Hudi Table Partition Design Specifications

Rules

Partition keys cannot be updated:

Hudi has a primary key uniqueness mechanism, but in the context of partitioned tables, it usually can only guarantee uniqueness within a partition. Therefore, if the partition key value changes, it will result in multiple rows with the same primary key. In scenarios where date partitions are used, the creation time of the data can be used as the partition field. Remember not to use the data update time as the partition.

When the index type of Hudi is specified as global, Hudi supports data updates across partitions, but global index performance is generally poor and is not recommended.

Recommendations

Fact tables should use date partitions, while dimension tables should use non-partitioned or coarser-grained date partitions.
Whether to use partitioned tables depends on the total data volume, increment, and usage. The characteristics of fact tables and dimension tables are:
- Fact tables: large total data volume, large increment, data reads mostly sliced by date, and data is read for a certain time period.
- Dimension tables: relatively small total volume, small increment, mostly update operations, data reads involve the whole table or are filtered by the corresponding service ID.
Based on the above considerations, using daily partitions for dimension tables will result in too many files, and since the whole table is read, it will cause too many file read tasks. Using coarser-grained date partitions, such as yearly partitions, can effectively reduce the number of partitions and files. For dimension tables with small increments, non-partitioned tables can also be used. If the total data volume or increment of the dimension table is large, consider using a certain business ID for partitioning. In most data processing logic, large dimension tables will have certain business conditions for filtering to improve processing performance. This type of table needs to be optimized based on specific service scenarios and cannot be optimized solely by date partitioning. Fact table reads will be sliced by time periods, such as the last year, last month, or last day, so fact tables should prioritize date partitions.
Use date fields for partitions, and the granularity of partitioned tables should be determined based on the data update range, neither too large nor too small.
The granularity of partitions can be yearly, monthly, or daily. The goal of partition granularity is to reduce the number of file buckets written simultaneously, especially when there is a regular pattern of data updates over a certain time range. For example, if the highest proportion of data updates is within the last month, partitions can be created by month; if the highest proportion of data updates is within the last day, partitions can be created by day.

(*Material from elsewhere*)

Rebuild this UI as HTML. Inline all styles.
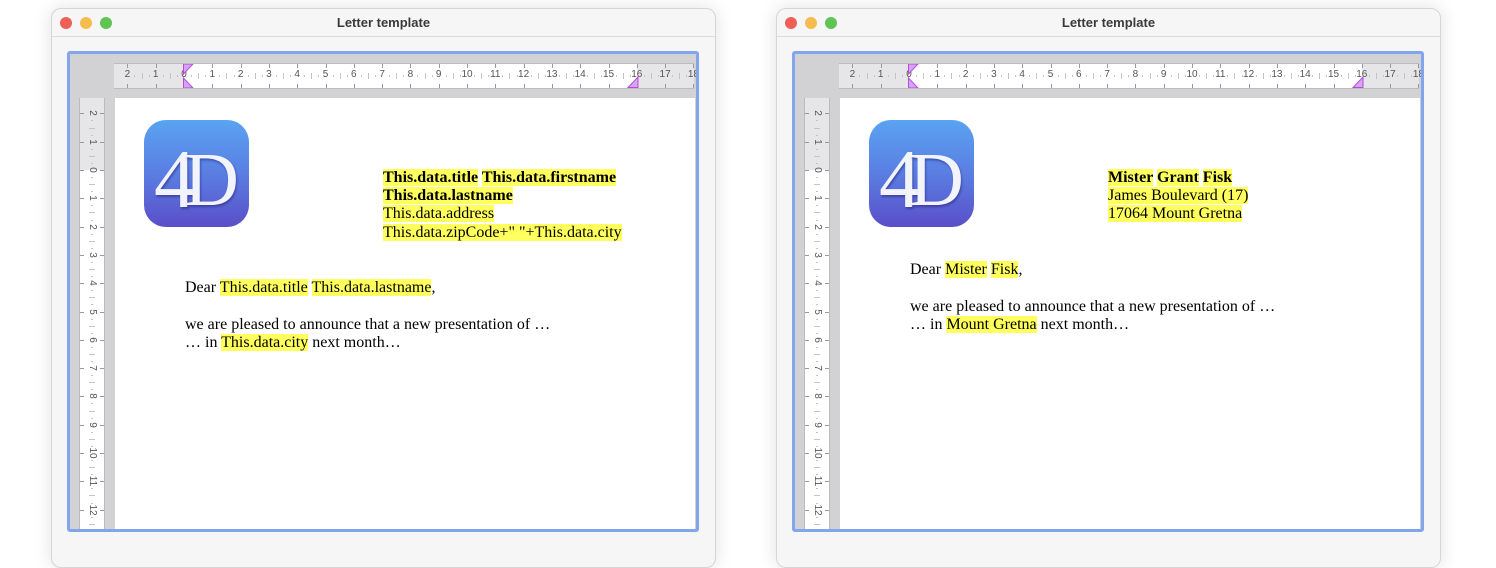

Using bucket index, writes are scattered by hashing the primary key, and data is evenly written to each bucket under the partition. Since the data volume of each partition can fluctuate, the design of the number of buckets under each partition is usually calculated based on the maximum partition data volume. The finer the partition granularity, the more redundant the number of buckets. The following is an example:

Using daily partitions, with an average daily data increment of 3 GB and a maximum daily log of 8 GB, the table is created with Bucket count = 8 GB/2 GB = 4. If the highest proportion of data updates is daily and mainly distributed over the last month, this means that the data will be written into all buckets for the entire month, which is 4 x 30 = 120 buckets. If monthly partitions are used, the number of partition buckets = 3 GB x 30/2 GB = 45 buckets, thus reducing the number of data buckets to 45. With limited compute resources, the fewer buckets written, the higher the performance.